Calliham Unit: Facilities include screened shelters; campsites with water and electricity (50-amp hookups); restrooms with showers; a trailer dump station; walk-in water campsites, which have tables, grills, fire rings, and lantern posts; group picnic pavilions; a sponsored youth group area, which has picnic tables, fire rings, and lamp posts, (no drinking water or toilets); a group dining hall (capacity 100) with outdoor grills and restrooms; a group recreation hall (capacity 40), with a kitchen, and a barbecue pit; a sports complex with a gymnasium (with stage, folding chairs, and air-conditioning and heating - capacity 300); shuffleboard, tennis, volleyball, and full basketball courts. There is also a man-made, 75-acre lake adjacent to the tent camping area; 2 miles of hiking trails; a mile-long bird trail; and a wildlife educational center that offers educational programs. Campsites and group facilities are reservable. Located outside of the park are four boat ramps - FM 99, Mason Point, Bracken, and San Miguel; each has an honor box to collect fees.
South Shore Unit: Facilities include restrooms; shaded picnic sites on the lake; a 6-lane boat ramp and an auxiliary 2-lane boat ramp; lighted fish-cleaning tables; and a lake overlook.
Choke Canyon State Park - North Shore Equestrian Area: This area, in excess of 1200 acres with 18 miles of trails, is accessed by a paved road across the dam from the South Shore Unit to North Shore. The area's terrain ranges from eroded, gently rolling brush land to rugged and rocky areas that provide habitat for a variety of wildlife. This area is only available for use on Saturdays and Sundays from 8:00 a.m. to 5:00 p.m. A per-person entrance fee is charged and all users must check in at the South Shore Headquarters. Lake water may be used for horses; bring potable water. No sanitary facilities; however, toilets and drinking water are available at the South Shore Unit. No horse rentals or corrals available. The area is closed during hunting season; check schedule. Contact park for availability and additional information. Without exception, pack all litter and garbage out of the area for disposal in trash receptacles.

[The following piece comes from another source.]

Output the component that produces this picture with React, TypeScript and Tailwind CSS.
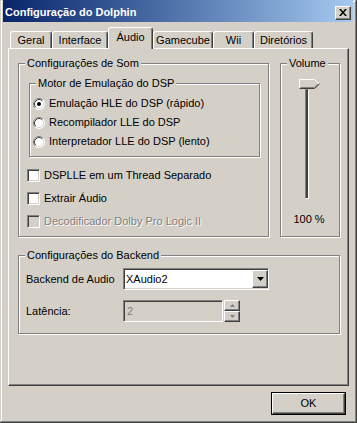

The reservoir and surrounding terrain are characterized by eroded, gently-rolling brushland crossed by silted stream valleys. The land was formed during the Cenozoic Era (the period following extinction of the dinosaur) by accumulating sediments from seas that once covered south Texas. Ancient rivers flowing to the southeast dumped their sediments into what was then part of the Gulf of Mexico, producing new land. Seas intermittently covered the newly-formed land by river-carried sediments which eventually dominated. These sediments are generally composed of volcanic ash, claystone, siltstone, tuff, shale, and shaley limestone. The present location of Choke Canyon Dam is near the ancient Gulf shoreline of about 30 million years ago. Erosion of these sediments and subsequent deposits of river silt eventually produced the present terrain.
Both Calliham and South Shore have a wide variety of wildlife that inhabits dense thickets of mesquite and blackbush acacia. Choke Canyon is the westernmost common occurrence of the American alligator. Rio Grande turkey, whitetail deer, javelina, coyote, opossum, fox squirrel, raccoon, and various skunks are among the most common animals. The crested caracara (Mexican eagle) can also be seen in the area. The following fish are in the reservoir: largemouth bass, white bass, striped bass, white crappie, bluegill, longear sunfish, green sunfish, flathead, channel and blue catfish, carp, freshwater drum, and gar.
Average rainfall 27.6 January minimum 41 degrees and July maximum 95 degrees.
Calliham Unit, P O Box 2, Calliham TX 78007
South Shore Unit is located 3.5 miles west of Three Rivers on State Highway 72.
Calliham Unit is located 12 miles west of Three Rivers on State Highway 72 to Tilden.